BEEN_Nath_58 wrote on 2026-01-10, 21:05:
I am looking for one that's sufficient for a personal user. Cherry on top, stable and a lot of available packages.
"Stable" in the context of Linux distributions means stable API (in case you're not already aware). Debian is one such example, the APIs of libraries and the kernel are held stable for the life of that version, and often that means the applications as well. Ubuntu LTS, and its downstream Linux Mint, is another example though they make exceptions for the desktop version where HWE (hardware enablement) allows the kernel and Mesa to update roughly every 6 months (shortly after the next non-LTS version of Ubuntu). RHEL (and its upstream CentOS Stream) is yet another example though in this case it has a franken-kernel where the version number is the same but subsystems are backported from newer kernels (those that matter to paying enterprise customers); also desktop-related components like Mesa, GNOME, and some desktop applications are updated every 6 months.
BEEN_Nath_58 wrote on 2026-01-11, 18:58:
I guess I should step on the Arch train this time
Arch is almost at the other end of "stable" where basically it's not, everything and anything is more or less upgraded as upstream updates and there are no fixed releases for the distribution.
Somewhere in between are those that are updated every 6 months like non-LTS Ubuntu and Fedora.
I suggest making a list of which of the "lots of available packages" you need and see which distribution(s) have them (and how often they're updated).

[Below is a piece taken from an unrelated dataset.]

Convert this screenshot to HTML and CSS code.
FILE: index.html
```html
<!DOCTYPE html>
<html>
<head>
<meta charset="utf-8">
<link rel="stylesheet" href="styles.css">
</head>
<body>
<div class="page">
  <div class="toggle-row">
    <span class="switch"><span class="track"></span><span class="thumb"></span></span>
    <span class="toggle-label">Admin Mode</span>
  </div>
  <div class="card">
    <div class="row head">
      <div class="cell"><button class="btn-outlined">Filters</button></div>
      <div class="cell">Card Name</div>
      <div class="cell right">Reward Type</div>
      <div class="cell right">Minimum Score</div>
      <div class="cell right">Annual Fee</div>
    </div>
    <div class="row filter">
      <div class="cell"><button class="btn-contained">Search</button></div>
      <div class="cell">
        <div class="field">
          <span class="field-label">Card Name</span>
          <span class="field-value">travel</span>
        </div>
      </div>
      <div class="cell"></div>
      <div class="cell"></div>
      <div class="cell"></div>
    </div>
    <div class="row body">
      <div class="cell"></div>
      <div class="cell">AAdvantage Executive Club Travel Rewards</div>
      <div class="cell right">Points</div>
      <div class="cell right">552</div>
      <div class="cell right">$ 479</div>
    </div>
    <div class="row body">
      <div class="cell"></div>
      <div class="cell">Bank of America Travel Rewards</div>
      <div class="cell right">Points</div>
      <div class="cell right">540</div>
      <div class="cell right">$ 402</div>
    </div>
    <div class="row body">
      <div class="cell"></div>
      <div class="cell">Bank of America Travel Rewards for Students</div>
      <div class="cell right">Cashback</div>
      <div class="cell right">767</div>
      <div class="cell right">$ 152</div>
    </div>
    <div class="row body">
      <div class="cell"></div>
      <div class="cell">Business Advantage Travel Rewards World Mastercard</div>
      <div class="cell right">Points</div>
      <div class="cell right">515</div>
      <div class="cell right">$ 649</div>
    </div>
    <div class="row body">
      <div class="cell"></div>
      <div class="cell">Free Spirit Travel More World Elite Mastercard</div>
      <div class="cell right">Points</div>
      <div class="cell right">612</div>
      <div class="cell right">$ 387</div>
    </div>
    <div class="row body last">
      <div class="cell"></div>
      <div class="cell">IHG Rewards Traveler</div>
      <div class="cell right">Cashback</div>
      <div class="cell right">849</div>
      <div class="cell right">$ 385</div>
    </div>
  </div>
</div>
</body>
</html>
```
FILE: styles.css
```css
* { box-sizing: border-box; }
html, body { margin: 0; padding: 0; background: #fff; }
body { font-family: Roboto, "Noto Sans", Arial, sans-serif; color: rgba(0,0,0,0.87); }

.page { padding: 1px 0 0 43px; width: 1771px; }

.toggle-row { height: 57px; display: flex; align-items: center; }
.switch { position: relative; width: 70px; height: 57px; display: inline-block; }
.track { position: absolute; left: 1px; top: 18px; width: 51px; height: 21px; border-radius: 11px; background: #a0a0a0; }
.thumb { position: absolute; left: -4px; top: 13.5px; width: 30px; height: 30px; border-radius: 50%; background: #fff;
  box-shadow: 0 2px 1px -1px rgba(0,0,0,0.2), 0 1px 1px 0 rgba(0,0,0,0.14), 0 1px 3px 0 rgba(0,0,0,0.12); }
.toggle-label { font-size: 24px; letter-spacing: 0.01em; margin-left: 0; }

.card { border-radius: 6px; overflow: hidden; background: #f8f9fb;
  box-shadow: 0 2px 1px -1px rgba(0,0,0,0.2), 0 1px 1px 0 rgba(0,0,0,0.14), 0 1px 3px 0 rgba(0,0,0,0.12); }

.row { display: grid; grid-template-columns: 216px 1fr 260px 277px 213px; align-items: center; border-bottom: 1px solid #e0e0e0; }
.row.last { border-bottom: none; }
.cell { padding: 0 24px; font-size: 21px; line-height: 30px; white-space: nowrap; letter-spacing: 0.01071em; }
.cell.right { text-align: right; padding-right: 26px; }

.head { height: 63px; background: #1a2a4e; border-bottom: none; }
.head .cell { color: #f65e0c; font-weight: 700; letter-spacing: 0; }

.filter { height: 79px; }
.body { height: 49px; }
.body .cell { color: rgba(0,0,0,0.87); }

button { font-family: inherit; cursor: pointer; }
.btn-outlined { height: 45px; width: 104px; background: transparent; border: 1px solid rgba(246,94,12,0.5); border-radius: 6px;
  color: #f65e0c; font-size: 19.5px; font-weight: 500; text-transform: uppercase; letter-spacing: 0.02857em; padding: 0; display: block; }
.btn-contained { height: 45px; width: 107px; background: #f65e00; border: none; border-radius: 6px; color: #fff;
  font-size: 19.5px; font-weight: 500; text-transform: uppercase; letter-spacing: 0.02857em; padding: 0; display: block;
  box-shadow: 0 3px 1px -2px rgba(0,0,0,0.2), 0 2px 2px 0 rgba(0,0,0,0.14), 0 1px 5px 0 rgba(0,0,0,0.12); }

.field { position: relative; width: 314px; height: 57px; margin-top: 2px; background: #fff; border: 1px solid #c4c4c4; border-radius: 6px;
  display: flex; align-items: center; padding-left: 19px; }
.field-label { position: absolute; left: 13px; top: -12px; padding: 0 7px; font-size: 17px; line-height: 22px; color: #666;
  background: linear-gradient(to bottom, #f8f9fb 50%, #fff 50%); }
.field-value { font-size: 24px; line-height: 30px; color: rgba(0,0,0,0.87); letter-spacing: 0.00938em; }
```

BitWrangler wrote on 2026-01-11, 03:48:
For pre-2010 machines, look at "Puppy".
I'd set that date quite a bit further back, I still run Fedora KDE on a 2008 AM2+-based system (Athlon 64 X2, 4GB RAM, 780G iGPU) which was my previously daily desktop; I basically just kept updating the installation it's had on it. Recently I installed Fedora 43 LXQt on a similar vintage ThinkPad T400 (Core 2 Duo P8600, 3GB RAM, GMA X4500MHD iGPU, 160GB HDD), takes about a minute to boot (vs. XP which boots in half the time) but is pretty usable after that, if a little sluggish compared to much newer machines.